_Raw records:_
--- --- ---
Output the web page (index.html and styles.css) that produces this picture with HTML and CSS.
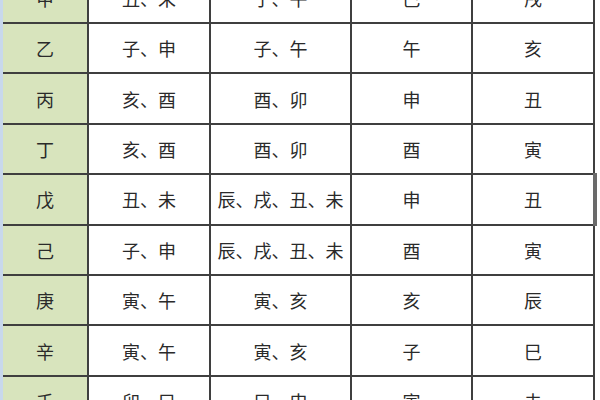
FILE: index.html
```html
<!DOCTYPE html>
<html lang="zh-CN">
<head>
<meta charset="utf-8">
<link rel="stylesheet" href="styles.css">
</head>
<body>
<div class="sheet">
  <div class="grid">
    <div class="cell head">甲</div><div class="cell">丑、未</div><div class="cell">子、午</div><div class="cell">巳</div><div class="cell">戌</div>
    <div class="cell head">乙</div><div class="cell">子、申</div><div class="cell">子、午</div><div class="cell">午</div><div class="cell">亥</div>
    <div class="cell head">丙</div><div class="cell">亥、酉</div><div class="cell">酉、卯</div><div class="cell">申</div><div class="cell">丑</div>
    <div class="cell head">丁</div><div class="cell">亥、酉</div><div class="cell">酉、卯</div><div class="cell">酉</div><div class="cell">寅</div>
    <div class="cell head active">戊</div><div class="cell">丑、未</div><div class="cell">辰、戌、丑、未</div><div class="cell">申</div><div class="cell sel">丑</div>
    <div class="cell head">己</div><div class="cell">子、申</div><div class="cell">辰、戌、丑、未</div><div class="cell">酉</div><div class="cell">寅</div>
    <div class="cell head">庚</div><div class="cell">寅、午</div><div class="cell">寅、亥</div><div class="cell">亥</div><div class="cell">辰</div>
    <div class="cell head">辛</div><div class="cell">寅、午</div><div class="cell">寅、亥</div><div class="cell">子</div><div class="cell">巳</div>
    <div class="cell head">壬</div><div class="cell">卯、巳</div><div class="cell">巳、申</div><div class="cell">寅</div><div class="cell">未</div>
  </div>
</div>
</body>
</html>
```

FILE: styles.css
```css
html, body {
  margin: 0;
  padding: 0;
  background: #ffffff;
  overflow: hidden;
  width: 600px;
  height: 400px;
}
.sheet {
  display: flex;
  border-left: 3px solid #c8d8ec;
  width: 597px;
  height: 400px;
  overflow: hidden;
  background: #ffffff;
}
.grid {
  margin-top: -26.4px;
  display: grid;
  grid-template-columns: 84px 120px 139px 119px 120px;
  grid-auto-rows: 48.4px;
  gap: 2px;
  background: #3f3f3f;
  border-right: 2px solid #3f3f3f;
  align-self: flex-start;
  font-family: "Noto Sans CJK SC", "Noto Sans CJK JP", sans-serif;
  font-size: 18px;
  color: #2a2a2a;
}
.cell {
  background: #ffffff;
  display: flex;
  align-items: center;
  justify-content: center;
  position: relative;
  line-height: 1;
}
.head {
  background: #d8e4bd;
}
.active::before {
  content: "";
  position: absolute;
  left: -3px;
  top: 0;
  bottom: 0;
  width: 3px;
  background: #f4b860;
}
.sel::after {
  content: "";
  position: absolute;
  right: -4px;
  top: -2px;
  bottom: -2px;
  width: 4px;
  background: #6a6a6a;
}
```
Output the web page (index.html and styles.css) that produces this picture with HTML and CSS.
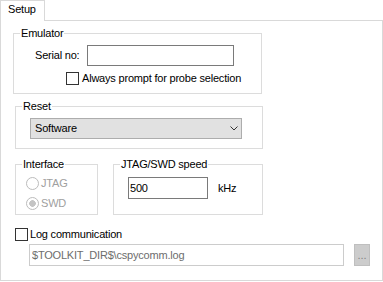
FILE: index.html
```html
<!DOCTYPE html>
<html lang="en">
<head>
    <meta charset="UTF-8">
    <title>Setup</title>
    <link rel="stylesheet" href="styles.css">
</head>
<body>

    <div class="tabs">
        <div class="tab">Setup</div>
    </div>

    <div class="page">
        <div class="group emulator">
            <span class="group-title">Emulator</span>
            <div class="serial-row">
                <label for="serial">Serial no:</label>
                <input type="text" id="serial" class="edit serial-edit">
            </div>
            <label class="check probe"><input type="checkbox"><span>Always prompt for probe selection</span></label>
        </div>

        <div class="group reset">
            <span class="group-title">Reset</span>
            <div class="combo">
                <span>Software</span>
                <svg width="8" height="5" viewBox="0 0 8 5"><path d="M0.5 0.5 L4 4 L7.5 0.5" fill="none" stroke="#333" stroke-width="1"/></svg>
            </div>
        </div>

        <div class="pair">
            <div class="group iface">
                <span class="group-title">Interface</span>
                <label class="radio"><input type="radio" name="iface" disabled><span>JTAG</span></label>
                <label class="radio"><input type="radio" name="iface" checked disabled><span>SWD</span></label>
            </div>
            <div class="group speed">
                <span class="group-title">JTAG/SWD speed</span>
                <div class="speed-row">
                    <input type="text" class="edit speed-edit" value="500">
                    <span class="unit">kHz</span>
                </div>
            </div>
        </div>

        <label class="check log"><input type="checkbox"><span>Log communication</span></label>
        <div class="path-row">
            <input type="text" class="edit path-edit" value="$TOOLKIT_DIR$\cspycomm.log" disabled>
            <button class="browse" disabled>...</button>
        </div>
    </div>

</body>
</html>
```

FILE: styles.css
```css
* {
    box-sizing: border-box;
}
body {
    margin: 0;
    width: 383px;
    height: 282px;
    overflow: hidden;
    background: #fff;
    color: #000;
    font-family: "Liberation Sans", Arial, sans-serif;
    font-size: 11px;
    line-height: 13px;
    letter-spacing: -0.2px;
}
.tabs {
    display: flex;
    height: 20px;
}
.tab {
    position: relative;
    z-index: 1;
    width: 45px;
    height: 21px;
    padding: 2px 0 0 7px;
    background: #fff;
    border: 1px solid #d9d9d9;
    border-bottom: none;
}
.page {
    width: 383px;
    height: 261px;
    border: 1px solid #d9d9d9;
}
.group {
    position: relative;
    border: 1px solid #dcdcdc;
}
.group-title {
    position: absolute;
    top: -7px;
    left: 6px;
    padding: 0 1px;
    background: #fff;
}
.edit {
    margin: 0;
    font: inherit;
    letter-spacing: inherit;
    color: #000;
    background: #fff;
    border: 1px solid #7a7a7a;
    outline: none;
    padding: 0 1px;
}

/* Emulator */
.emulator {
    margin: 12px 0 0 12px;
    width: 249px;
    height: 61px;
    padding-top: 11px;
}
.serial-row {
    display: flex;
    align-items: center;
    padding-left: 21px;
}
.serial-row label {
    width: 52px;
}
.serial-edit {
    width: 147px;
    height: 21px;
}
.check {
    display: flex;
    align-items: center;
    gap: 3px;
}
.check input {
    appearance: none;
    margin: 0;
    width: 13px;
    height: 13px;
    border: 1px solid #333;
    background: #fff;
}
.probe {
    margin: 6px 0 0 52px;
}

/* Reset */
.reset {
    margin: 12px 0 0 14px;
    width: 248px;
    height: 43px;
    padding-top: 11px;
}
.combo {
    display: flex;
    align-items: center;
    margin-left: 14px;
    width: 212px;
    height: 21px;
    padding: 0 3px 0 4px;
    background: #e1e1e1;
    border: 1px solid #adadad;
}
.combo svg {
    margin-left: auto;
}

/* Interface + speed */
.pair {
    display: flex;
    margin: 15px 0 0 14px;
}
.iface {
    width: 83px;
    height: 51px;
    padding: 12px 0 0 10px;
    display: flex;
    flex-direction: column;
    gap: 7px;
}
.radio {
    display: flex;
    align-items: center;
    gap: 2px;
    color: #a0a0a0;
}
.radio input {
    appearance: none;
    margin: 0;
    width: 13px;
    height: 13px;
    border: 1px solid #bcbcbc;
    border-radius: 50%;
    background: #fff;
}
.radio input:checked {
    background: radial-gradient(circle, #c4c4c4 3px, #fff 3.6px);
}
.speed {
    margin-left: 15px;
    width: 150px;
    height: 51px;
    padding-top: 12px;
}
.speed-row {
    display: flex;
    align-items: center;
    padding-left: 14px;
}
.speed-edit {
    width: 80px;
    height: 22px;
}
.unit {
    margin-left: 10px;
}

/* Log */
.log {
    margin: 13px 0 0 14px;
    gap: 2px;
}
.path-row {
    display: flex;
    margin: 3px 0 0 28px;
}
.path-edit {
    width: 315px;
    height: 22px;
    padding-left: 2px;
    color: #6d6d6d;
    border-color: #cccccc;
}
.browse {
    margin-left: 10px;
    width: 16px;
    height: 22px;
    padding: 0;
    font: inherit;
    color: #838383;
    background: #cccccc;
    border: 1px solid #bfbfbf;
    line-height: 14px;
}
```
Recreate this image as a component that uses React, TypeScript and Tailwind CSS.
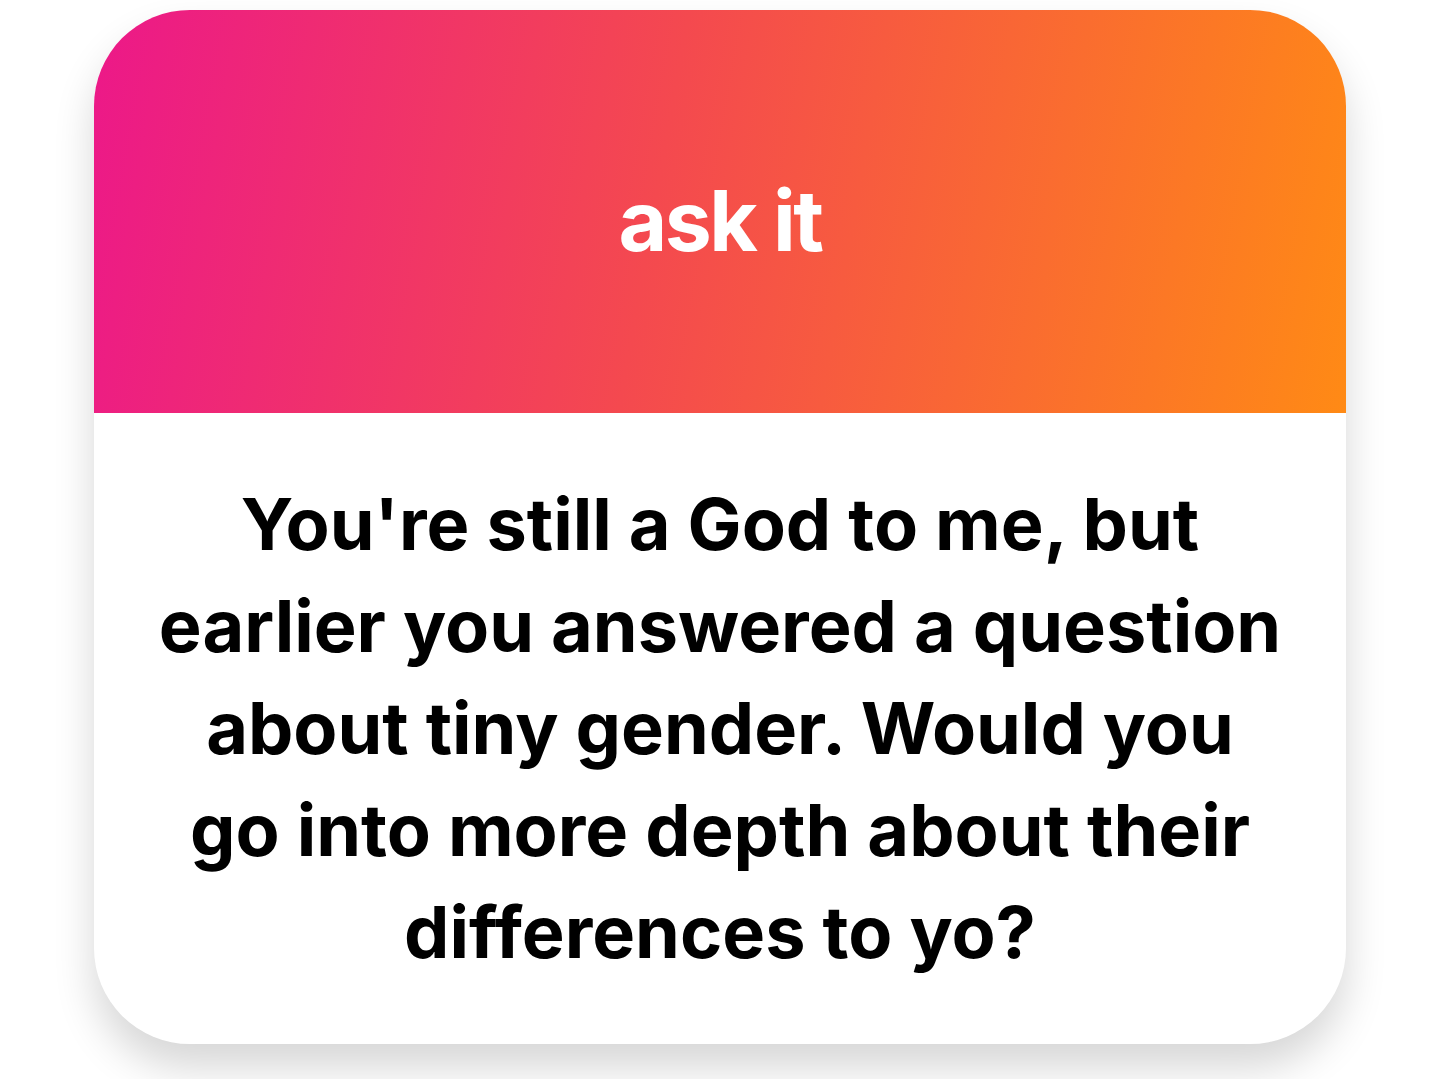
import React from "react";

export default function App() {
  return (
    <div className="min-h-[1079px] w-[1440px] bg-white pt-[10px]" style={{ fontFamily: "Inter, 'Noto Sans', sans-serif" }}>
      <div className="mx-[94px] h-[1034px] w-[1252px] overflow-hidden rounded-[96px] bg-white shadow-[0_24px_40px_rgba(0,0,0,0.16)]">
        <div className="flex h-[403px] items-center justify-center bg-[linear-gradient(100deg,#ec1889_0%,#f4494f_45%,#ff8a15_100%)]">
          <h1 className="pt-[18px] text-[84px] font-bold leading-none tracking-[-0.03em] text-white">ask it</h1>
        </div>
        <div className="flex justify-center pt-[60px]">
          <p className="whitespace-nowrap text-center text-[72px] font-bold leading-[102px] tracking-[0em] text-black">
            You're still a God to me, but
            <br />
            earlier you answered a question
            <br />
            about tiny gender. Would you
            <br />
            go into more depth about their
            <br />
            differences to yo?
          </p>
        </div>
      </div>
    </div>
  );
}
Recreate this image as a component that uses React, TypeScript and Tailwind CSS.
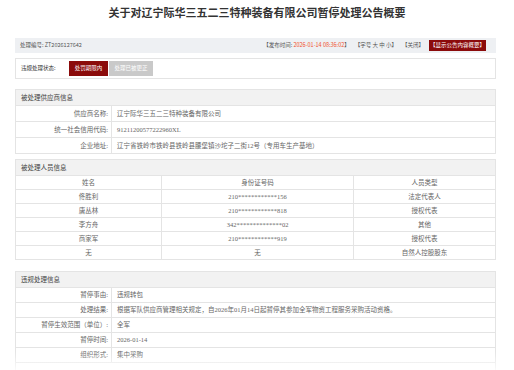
--- --- ---
Within the data above, pick out all lines holding the word "page".

_Task answer:_
Output the web page (index.html and styles.css) that produces this picture with HTML and CSS.
Output the web page (index.html and styles.css) that produces this picture with HTML and CSS.
    <div class="page">
.page {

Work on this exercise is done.